Dealing with old scientific paper pdfs

Tired of your favourite reference software not being able to retrieve metadata from old research articles? Tired of not being able to highlight or search those old papers published way before you were born? Tired of reading scientific papers in general? Kya aapke toothpaste mein namak hai?

Well the answer to the last two questions is beyond the scope of this blog. The first question is handled by some softwares better than others (Papers by Mekentosj, which I use, is pretty bad at that). The second question is what we’ll tackle here.

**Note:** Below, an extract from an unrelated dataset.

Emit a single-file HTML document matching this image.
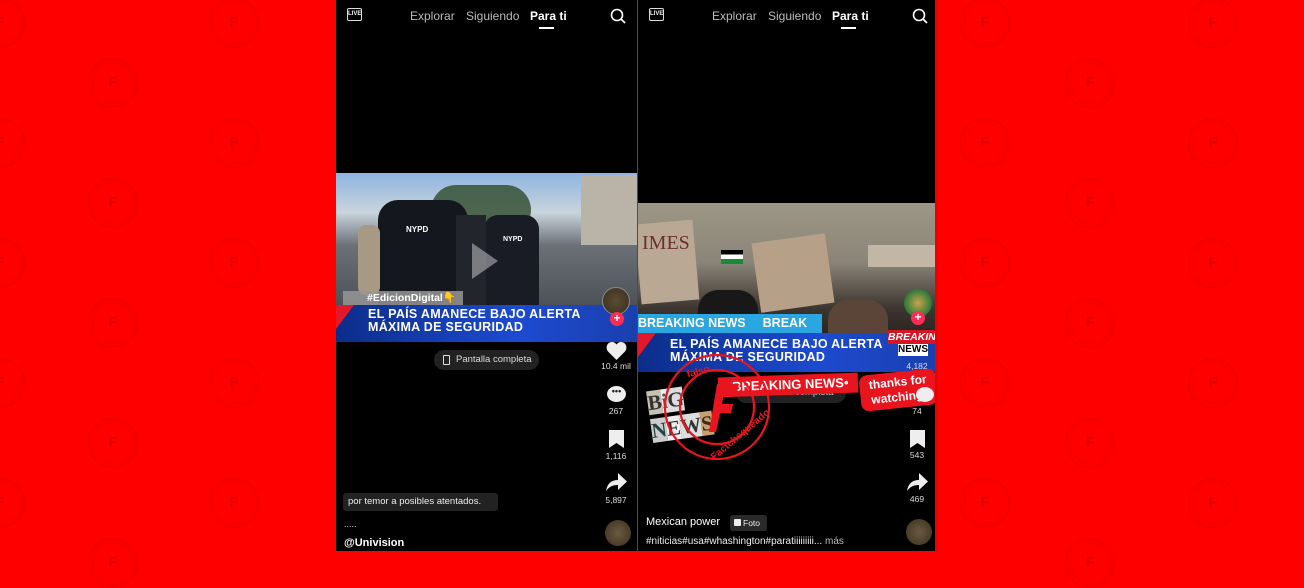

Old research articles are essentially scanned photographs and hence, image files. Some softwares or websites help convert these image files with text to text files using Optical Character Recognition, or OCR. Rittik (from my lab) recently told me about the easiest way of managing this conversion – Google Drive. All you need to do is save and open the pdf in google drive (formerly google docs) and a text version of a page follows that page. Here’s an example –

Screen Shot 2014-07-17 at 5.22.21 pm

Screen Shot 2014-07-18 at 3.53.51 pm

This allows you to search for keywords in the document which the image file wouldn’t have allowed. You can also take notes, in the absence of the highlighting option, by copy pasting some parts of the text to your favourite ‘notepad’.

Sadly Google Drive scans only the first 10 pages of a pdf. So you might have to look elsewhere for long articles. There are some other websites doing the same job for you, but most of them again have constraints on the size of the file you can upload; e.g. allows a maximum file size of 5mb.

Hope this mitigates some of the problems of dealing with old research articles. If you have an easier way of doing the same do suggest in the comments section. And don’t forget to add namak in your toothpaste.